The basic unit, the monad of Free Will as it were, is the consideration of at least two options and a meaningful, i.e., non-illusory, conscious choice.
Free Will is assumed here to be an emergent property of matter related to other mental phenomena such as intention, planning depth, and prediction. (In most places where I use the term, I have capitalized Free Will to emphasize that I am working with this definition.)
This definition views Free Will as being composed of material entities interacting in chains of causality. And that means it is, in some sense, determined. The choices we consider, the motivation for choosing, the limits on our ability to work through options are all determined in the way that material processes must be.
What I am contending is that, without that ‘Free Will’ component of our mental processes, we would not take the same actions. Snipping it out would radically change the process. Free Will, as we experience it, is precisely the physical process by which some action is guided.

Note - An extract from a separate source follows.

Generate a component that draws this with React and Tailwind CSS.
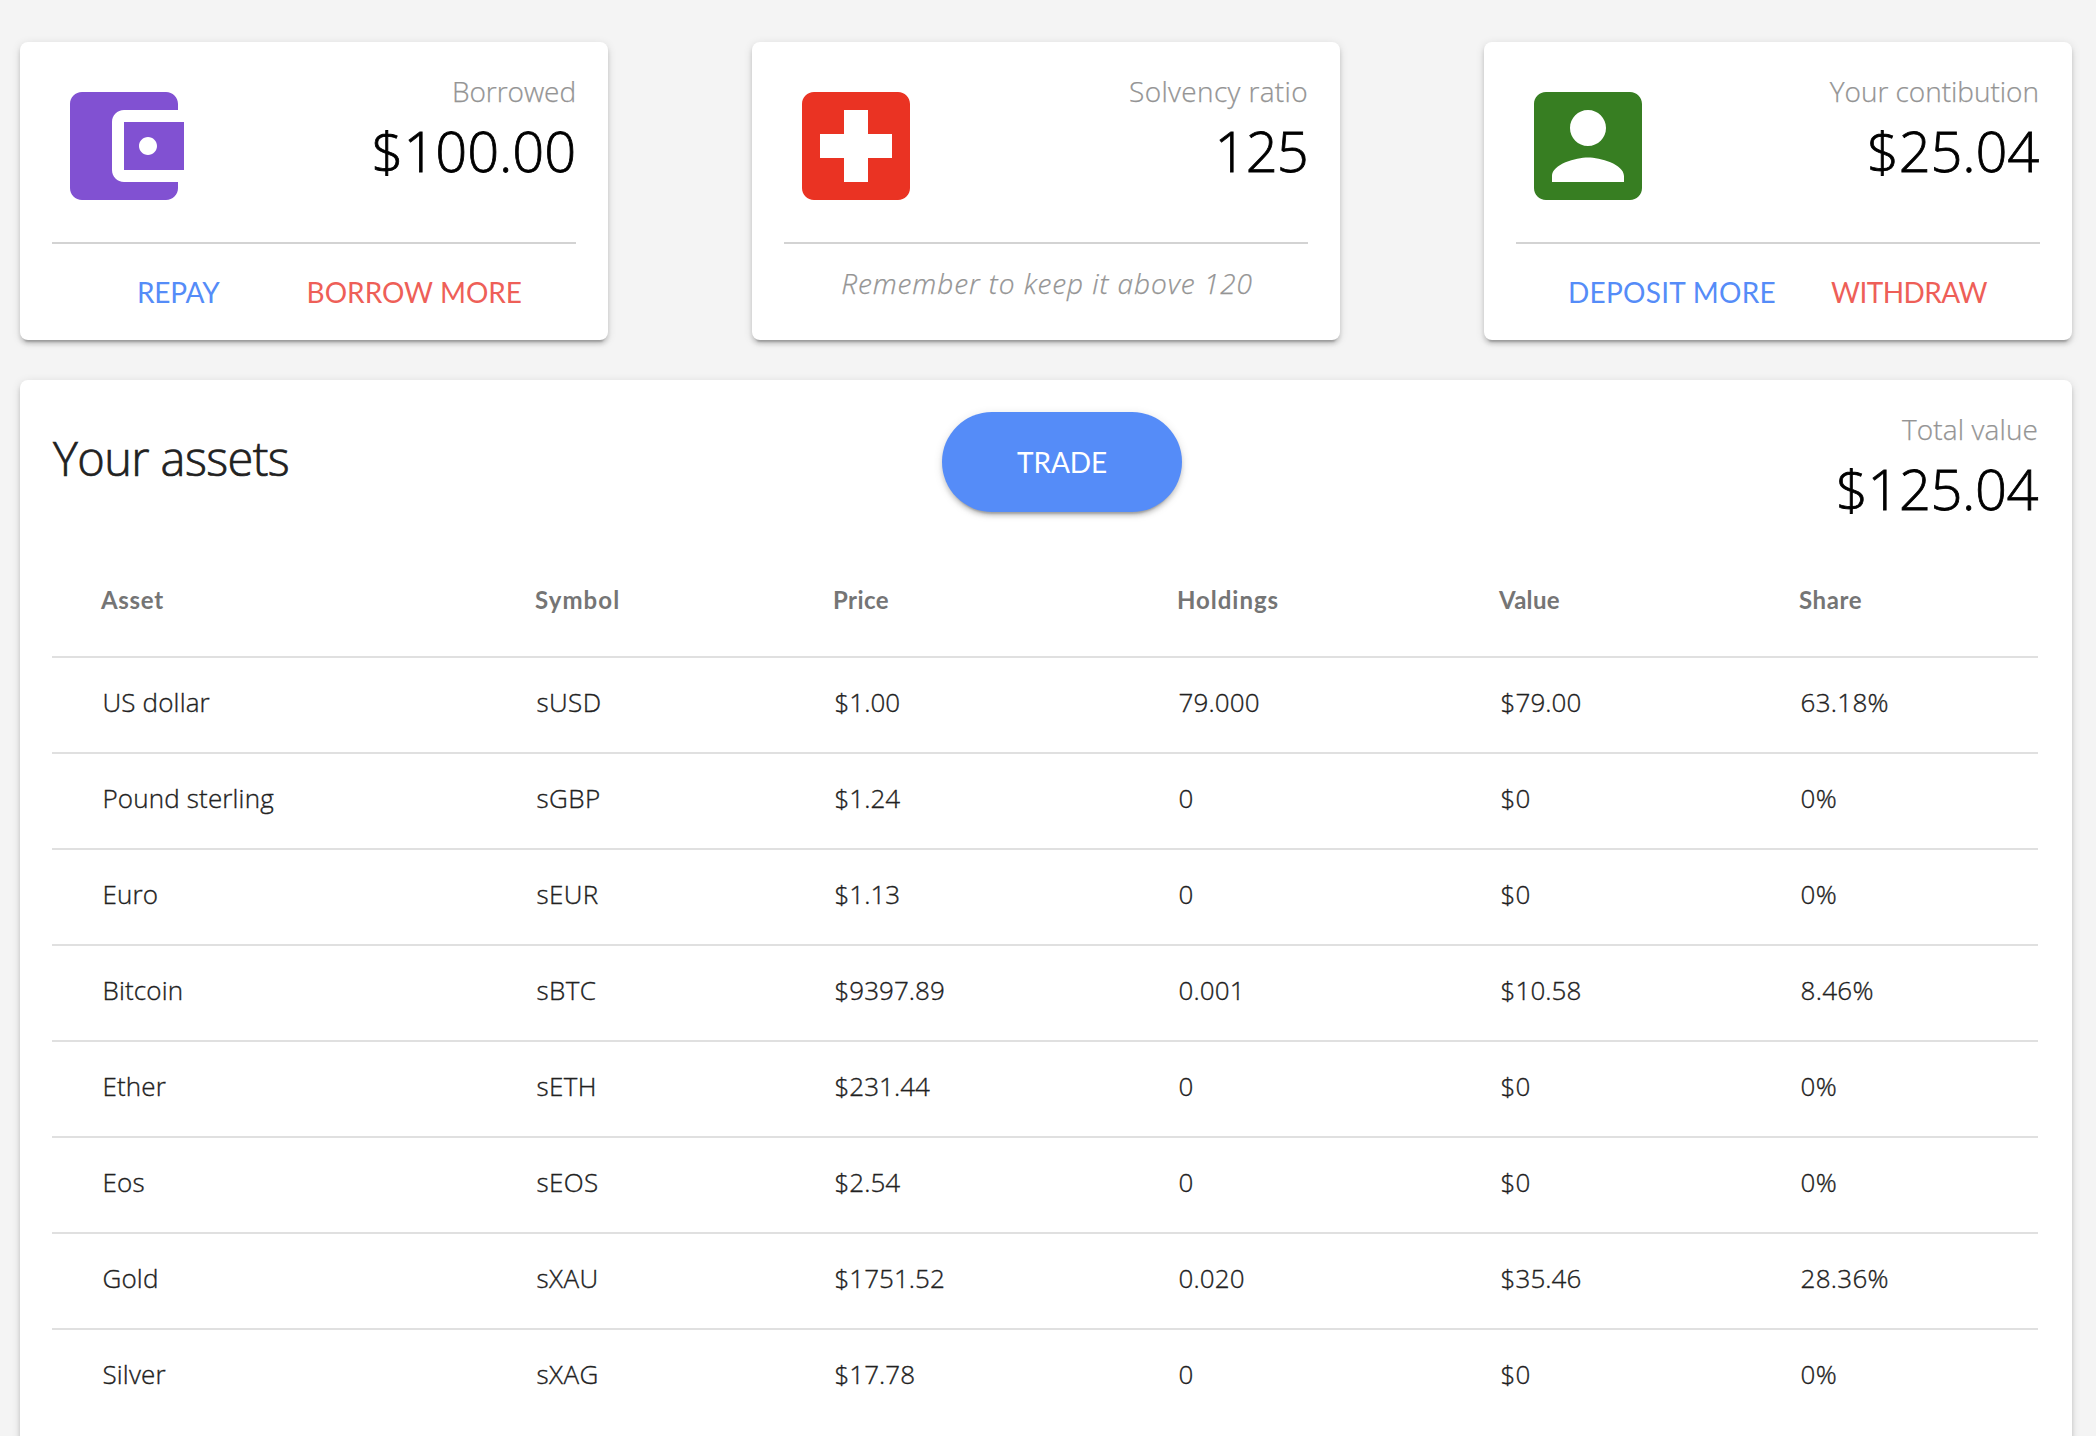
import React from "react";

const elevation =
  "shadow-[0_6px_2px_-4px_rgba(0,0,0,0.2),0_4px_4px_0_rgba(0,0,0,0.14),0_2px_10px_0_rgba(0,0,0,0.12)]";

const assets = [
  ["US dollar", "sUSD", "$1.00", "79.000", "$79.00", "63.18%"],
  ["Pound sterling", "sGBP", "$1.24", "0", "$0", "0%"],
  ["Euro", "sEUR", "$1.13", "0", "$0", "0%"],
  ["Bitcoin", "sBTC", "$9397.89", "0.001", "$10.58", "8.46%"],
  ["Ether", "sETH", "$231.44", "0", "$0", "0%"],
  ["Eos", "sEOS", "$2.54", "0", "$0", "0%"],
  ["Gold", "sXAU", "$1751.52", "0.020", "$35.46", "28.36%"],
  ["Silver", "sXAG", "$17.78", "0", "$0", "0%"],
];

const columns = [
  ["Asset", "tracking-[0.7px]", "tracking-[0.15px]"],
  ["Symbol", "tracking-[1.1px]", "tracking-[0.4px]"],
  ["Price", "tracking-[0.4px]", "tracking-[0.03px]"],
  ["Holdings", "tracking-[0.96px]", "tracking-[0.15px]"],
  ["Value", "tracking-[0.3px]", "tracking-[0.1px]"],
  ["Share", "tracking-[0.6px]", "tracking-[0.3px]"],
];

const gridColumns = "grid grid-cols-[434px_298px_344px_322px_300px_1fr]";

function Icon({ color, d }) {
  return (
    <svg viewBox="0 0 24 24" className={`size-36 fill-current ${color}`}>
      <path d={d} />
    </svg>
  );
}

function Stat({ label, labelTracking, value, valueTracking }) {
  return (
    <div className="flex flex-col items-end font-['Open_Sans',sans-serif] font-light whitespace-nowrap">
      <div className={`text-[28px] leading-[34px] text-[#949494] [-webkit-text-stroke:0.25px] ${labelTracking}`}>{label}</div>
      <div className={`mt-2 text-[56px] leading-[68px] text-black [-webkit-text-stroke:0.8px] ${valueTracking}`}>{value}</div>
    </div>
  );
}

function StatCard({ icon, stat, children }) {
  return (
    <section className={`flex h-[298px] w-[588px] flex-col rounded-[8px] bg-white px-8 pt-8 ${elevation}`}>
      <div className="flex h-[168px] justify-between">
        {icon}
        {stat}
      </div>
      <div className="h-[2px] shrink-0 bg-[#d3d3d3]" />
      {children}
    </section>
  );
}

export default function App() {
  return (
    <main className="h-[1436px] w-[2096px] overflow-hidden bg-[#f4f4f4] px-5 pt-[42px] pr-6 font-['Lato',sans-serif]">
      <div className="flex justify-between">
        <StatCard
          icon={
            <Icon
              color="text-[#8151d2]"
              d="M21 18v1c0 1.100-.9 2-2 2H5c-1.110 0-2-.9-2-2V5c0-1.100.89-2 2-2h14c1.100 0 2 .9 2 2v1h-9c-1.110 0-2 .9-2 2v8c0 1.100.89 2 2 2h9zm-9-2h10V8H12v8zm4-2.500c-.83 0-1.500-.67-1.500-1.500s.67-1.500 1.500-1.500 1.500.67 1.500 1.500-.67 1.500-1.500 1.500z"
            />
          }
          stat={<Stat label="Borrowed" labelTracking="tracking-[-0.06px]" value="$100.00" valueTracking="tracking-[-0.1px]" />}
        >
          <div className="flex gap-[87px] pt-[31px] pl-[85px] text-[28px] leading-[34px] whitespace-nowrap">
            <button className="tracking-[-0.2px] text-[#558cf8]">REPAY</button>
            <button className="text-[#ee5f58]">BORROW MORE</button>
          </div>
        </StatCard>
        <StatCard
          icon={
            <Icon
              color="text-[#ea3323]"
              d="M19 3H5c-1.100 0-2 .9-2 2v14c0 1.100.9 2 2 2h14c1.100 0 2-.9 2-2V5c0-1.100-.9-2-2-2zm-1 11h-4v4h-4v-4H6v-4h4V6h4v4h4v4z"
            />
          }
          stat={<Stat label="Solvency ratio" labelTracking="tracking-[0.35px]" value="125" valueTracking="tracking-[-0.8px]" />}
        >
          <div className="pt-[22px] pl-[2px] text-center font-['Open_Sans',sans-serif] text-[28px] leading-[34px] font-light tracking-[0.95px] whitespace-nowrap text-[#949494] italic [-webkit-text-stroke:0.25px]">
            Remember to keep it above 120
          </div>
        </StatCard>
        <StatCard
          icon={
            <Icon
              color="text-[#377e22]"
              d="M3 5v14c0 1.100.89 2 2 2h14c1.100 0 2-.9 2-2V5c0-1.100-.9-2-2-2H5c-1.110 0-2 .9-2 2zm12 4c0 1.660-1.340 3-3 3s-3-1.340-3-3 1.340-3 3-3 3 1.340 3 3zm-9 8c0-2 4-3.100 6-3.100s6 1.100 6 3.100v1H6v-1z"
            />
          }
          stat={
            <div className="pr-px">
              <Stat label="Your contibution" labelTracking="tracking-[-0.03px]" value="$25.04" valueTracking="tracking-[-0.2px]" />
            </div>
          }
        >
          <div className="flex gap-[55px] pt-[31px] pl-[52px] text-[28px] leading-[34px] whitespace-nowrap">
            <button className="tracking-[0.27px] text-[#558cf8]">DEPOSIT MORE</button>
            <button className="tracking-[-0.55px] text-[#ee5f58]">WITHDRAW</button>
          </div>
        </StatCard>
      </div>

      <section className={`mt-10 h-[1100px] rounded-[8px] bg-white pt-8 pr-[34px] pl-8 ${elevation}`}>
        <div className="grid h-[130px] grid-cols-[890px_240px_1fr] items-start">
          <h1 className="mt-[17px] pl-px font-['Open_Sans',sans-serif] text-[47px] leading-[58px] font-light tracking-[-0.6px] text-[#212121] [-webkit-text-stroke:0.7px]">
            Your assets
          </h1>
          <button
            className={`h-[100px] rounded-full bg-[#558cf8] text-[28px] tracking-[-0.1px] text-white ${elevation}`}
          >
            TRADE
          </button>
          <Stat label="Total value" labelTracking="tracking-[0.1px]" value="$125.04" valueTracking="tracking-[-0.45px]" />
        </div>

        <div className={`h-[116px] items-center border-b-2 border-[#e0e0e0] pt-[2px] pl-[49px] text-[24px] font-bold text-[#757575] ${gridColumns}`}>
          {columns.map(([name, headTracking]) => (
            <div key={name} className={headTracking}>{name}</div>
          ))}
        </div>
        {assets.map((row) => (
          <div
            key={row[1]}
            className={`h-24 items-center border-b-2 border-[#e0e0e0] pb-[6px] pl-[50.500px] font-['Open_Sans',sans-serif] text-[26px] font-light text-[#212121] last:border-transparent [-webkit-text-stroke:0.35px] ${gridColumns}`}
          >
            {row.map((cell, i) => (
              <div key={columns[i][0]} className={columns[i][2]}>{cell}</div>
            ))}
          </div>
        ))}
      </section>
    </main>
  );
}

Insisting that Free Will has to be an unconstrained non-material process to be meaningful is residual religious thinking.

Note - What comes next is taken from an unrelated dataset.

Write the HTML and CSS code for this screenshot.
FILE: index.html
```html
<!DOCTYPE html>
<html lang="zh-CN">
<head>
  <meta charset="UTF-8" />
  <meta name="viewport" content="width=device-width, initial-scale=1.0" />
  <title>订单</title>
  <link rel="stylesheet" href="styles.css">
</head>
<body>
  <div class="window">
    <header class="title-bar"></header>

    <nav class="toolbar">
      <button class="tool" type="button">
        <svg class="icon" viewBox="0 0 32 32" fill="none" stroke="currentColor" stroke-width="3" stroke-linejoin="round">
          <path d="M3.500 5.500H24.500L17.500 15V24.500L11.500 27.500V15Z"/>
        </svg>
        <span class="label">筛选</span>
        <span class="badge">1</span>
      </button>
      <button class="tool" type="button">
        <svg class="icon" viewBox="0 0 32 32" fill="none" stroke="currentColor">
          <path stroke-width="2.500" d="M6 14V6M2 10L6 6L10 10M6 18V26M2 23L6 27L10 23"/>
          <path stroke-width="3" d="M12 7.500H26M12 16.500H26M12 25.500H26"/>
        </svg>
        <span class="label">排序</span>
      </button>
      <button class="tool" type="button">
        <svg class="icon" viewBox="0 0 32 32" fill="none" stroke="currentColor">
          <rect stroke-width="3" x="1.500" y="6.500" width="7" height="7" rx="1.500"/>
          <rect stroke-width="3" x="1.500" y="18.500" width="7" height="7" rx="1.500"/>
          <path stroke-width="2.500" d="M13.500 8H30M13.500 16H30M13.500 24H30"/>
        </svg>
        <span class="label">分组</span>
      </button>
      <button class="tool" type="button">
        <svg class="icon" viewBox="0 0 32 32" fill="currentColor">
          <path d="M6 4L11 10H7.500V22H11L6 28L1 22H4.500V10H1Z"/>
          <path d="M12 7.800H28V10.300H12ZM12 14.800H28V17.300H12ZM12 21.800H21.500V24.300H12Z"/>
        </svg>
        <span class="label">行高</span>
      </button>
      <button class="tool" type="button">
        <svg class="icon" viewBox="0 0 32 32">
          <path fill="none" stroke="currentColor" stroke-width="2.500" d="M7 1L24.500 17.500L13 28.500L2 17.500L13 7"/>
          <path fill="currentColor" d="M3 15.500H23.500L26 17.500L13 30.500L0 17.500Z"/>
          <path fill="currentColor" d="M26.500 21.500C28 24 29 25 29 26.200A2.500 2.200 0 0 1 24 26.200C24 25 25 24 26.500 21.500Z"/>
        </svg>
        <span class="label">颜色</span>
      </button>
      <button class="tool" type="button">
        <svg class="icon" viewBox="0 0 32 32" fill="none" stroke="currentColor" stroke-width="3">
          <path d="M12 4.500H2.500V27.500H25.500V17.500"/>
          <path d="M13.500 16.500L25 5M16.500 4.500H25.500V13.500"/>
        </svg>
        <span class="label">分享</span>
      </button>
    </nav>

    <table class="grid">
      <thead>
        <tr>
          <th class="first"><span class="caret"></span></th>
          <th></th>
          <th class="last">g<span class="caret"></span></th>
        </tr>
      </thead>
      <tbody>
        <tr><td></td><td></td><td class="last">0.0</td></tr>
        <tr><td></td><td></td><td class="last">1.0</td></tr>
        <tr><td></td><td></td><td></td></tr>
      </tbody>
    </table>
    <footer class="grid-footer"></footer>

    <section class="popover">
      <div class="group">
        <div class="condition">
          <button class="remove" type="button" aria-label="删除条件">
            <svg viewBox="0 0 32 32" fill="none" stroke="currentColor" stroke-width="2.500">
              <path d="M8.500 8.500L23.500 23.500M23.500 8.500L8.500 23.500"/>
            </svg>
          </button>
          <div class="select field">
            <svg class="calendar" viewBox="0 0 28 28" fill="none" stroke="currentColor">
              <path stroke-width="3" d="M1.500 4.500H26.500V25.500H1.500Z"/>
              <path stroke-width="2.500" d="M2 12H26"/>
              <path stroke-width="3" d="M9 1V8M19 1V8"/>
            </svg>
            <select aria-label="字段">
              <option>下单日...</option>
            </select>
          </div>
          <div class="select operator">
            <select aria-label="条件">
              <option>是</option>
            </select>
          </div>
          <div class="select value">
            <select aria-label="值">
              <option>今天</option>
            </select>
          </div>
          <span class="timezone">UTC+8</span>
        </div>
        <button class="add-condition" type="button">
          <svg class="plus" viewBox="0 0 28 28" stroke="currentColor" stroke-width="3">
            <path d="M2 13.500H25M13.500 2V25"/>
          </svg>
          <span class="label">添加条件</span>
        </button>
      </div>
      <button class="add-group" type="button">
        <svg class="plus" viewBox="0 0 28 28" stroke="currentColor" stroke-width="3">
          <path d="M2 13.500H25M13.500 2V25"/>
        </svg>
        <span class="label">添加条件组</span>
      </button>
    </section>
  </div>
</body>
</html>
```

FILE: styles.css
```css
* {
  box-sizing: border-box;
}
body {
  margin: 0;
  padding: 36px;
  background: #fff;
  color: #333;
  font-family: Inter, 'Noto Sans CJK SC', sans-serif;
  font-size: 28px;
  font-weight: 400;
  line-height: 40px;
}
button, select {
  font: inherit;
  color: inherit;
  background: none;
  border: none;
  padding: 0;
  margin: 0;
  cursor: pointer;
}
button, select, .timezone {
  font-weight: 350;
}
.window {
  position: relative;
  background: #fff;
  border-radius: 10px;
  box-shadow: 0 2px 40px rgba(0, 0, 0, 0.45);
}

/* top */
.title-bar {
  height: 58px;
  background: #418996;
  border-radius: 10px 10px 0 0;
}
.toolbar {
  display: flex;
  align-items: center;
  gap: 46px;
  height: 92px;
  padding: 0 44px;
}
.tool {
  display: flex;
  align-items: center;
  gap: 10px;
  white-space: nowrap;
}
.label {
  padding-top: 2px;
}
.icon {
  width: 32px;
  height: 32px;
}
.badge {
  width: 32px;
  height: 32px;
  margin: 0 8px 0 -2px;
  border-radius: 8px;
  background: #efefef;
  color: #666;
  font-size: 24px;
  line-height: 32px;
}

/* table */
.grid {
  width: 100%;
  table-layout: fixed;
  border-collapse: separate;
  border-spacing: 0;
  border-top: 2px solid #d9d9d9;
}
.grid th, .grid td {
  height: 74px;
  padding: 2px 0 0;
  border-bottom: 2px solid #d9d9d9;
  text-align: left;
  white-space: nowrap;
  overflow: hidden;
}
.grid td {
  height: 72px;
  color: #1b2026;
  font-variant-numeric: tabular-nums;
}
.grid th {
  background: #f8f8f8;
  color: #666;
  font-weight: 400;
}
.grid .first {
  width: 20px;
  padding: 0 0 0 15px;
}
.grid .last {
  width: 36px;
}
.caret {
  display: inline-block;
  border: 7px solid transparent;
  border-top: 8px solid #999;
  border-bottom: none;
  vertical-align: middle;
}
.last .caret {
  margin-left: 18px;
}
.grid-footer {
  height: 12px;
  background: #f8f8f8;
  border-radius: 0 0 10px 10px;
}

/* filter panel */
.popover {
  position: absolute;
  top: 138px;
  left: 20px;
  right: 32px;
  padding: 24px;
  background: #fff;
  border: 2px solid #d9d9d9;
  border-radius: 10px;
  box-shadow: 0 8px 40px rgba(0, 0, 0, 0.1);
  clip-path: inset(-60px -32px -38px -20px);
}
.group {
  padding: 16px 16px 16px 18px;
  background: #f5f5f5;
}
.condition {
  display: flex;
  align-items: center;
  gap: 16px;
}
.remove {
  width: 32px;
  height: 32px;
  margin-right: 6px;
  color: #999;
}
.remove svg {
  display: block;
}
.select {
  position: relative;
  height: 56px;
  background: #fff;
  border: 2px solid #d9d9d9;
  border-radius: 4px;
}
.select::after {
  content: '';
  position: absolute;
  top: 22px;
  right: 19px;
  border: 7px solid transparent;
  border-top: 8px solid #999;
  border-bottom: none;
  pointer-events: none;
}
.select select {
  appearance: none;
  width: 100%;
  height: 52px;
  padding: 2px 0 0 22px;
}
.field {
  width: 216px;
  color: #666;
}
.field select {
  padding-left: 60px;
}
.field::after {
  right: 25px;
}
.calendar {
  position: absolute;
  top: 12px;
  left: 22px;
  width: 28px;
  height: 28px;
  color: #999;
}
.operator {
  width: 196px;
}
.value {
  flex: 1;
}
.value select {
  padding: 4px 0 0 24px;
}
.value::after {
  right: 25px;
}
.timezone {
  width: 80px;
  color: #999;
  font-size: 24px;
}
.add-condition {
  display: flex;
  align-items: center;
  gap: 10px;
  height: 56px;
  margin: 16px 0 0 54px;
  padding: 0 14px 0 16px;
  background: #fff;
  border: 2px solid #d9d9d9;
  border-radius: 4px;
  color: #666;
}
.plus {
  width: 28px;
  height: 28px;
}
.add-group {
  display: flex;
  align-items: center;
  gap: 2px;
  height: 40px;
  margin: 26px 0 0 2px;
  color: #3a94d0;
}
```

A note on Predictability and Determination
We have learned over the last several decades that a process can be ‘determined’ as a physical process but not necessarily predictable. Weather, for example, may be inherently unpredictable beyond a certain rough level of precision given the theoretical limits on computation using systems made of matter. Human behavior modeled as the interactions of humans within a given brain complexity and the physical and cultural environment might be equally complex and hence only partially predictable.
A thought experiment in three models: is there no such thing as a Free Lunch?
I’ve found it useful to work through the following thought experiment to tease out the various threads of meaning that I commonly see operating in discussions of Free Will. More complex examples might ultimately be more nuanced, but I think the gist can be captured with a very simple look at three versions of lunch.
Models
The constant — Lunch!
Lunch 1: Direct
Imagine a buddy suggests lunch. I suggest a place. We meet for a burrito. This is simple, meaningful behavior. I have made a choice to go add nutrition and some social interaction to my day.
Lunch 2: Random
Imagine I now decide to add a randomizing element to the model above. I step outside the door and roll a 4 sided dice. Each of the 4 numbers is a direction and, if it is rolled, I walk in that direction to the next intersection. If a particular direction is blocked, I re-roll until I get one that’s open. I do this until I have found a lunch spot. (My neighborhood is more or less a grid with lunch in all directions, so this should work. As a failsafe, I limit this to 100 dice rolls and pack an emergency backup burrito.)
A few points —
- This has made me significantly less predictable. One could build a probability map of my possible locations, but my exact location could not be predicted with any further certainty. If our definition of Free Will is behavior that cannot be precisely predicted in advance, I’m free! Also, notice I could introduce random elements at any level of seriousness… from what I have for lunch, to whether to have a child, say, or to jump off the bridge. These choices would have a more or less significant impact on my personal life and potentially human history. Call it Schrödinger’s life planning.
- At the same time, the process is completely a material process.
- Theoretically, I guess, one might even be able to predict the outcome of the dice rolls by modeling muscles, dice shapes, and air currents — if one had the right tools and computing power (which may be, as noted above, outside the theoretical limits of computation on a material substrate.) This observation is, of course, irrelevant inside the experiment because I couldn’t make that prediction myself when assigning pathways to dice outcomes. At the level of my ability to shape the outcome, once I commit to the game, my movement is random. (Ok, hair-splitters: here you go.)
- The critical observation is that this behavior is much much less meaningful than my actions in Model 1. If I don’t pack a backup, I may not get lunch at all.
- This raises an interesting point, I think. It is possible that, in a very real sense, paths become more meaningful the more predictable they are! Less predictability would mean disengagement from the essential concerns of my existence or making sub-optimal choices. In Model 1, I could go for unpredictability and lunch somewhere else, ditching my friend… and have a less meaningful lunch.
Lunch 3: The uber-rationalist
Imagine:
- I have decided to attempt life extension via calorie restriction. Since I am very concerned with the calories in a meal, my aim is to get essential nutrients with a minimum of calories.
- But, because both exercise and socializing are keys to long-term mental agility, I don’t want to stop my routine of walking out for social lunches.
- To compensate, I have gone so far as to survey most restaurants in the neighborhood and have built charts of meals by restaurant rated by nutrition over calories. (This example would seem less outre to me if I hadn’t had a friend that routinely pulled out a scale and weighed parts of his lunch.)
- My friend suggests Emily’s Spaghetti Shack. I suggest a sushi place a bit further down the street. We compromise on a Vietnamese place and meet for lunch.
Now, this outcome might be totally predictable, perhaps even more so than Model 1.
However, given the objectives I’ve set for myself, I am successfully exercising non-illusory Free Will to maximize meaning in my behavior. Meaning, in this case, is bringing lunch into line with a long-term goal and program.
So there you have it
It seems clear to me that predictability and meaningful choice are separate descriptive axes — and Free Will operates along the meaning axis.
Predictability, or the lack thereof, is more or less irrelevant. In all three cases, we’re dealing with embodied Free Will, i.e., a ‘determined’ physical systems of particles interacting in chains of cause and effect. Of course, we often overstate ‘free will’s impact — but that’s no reason to leave the poor thing out alone in the cold.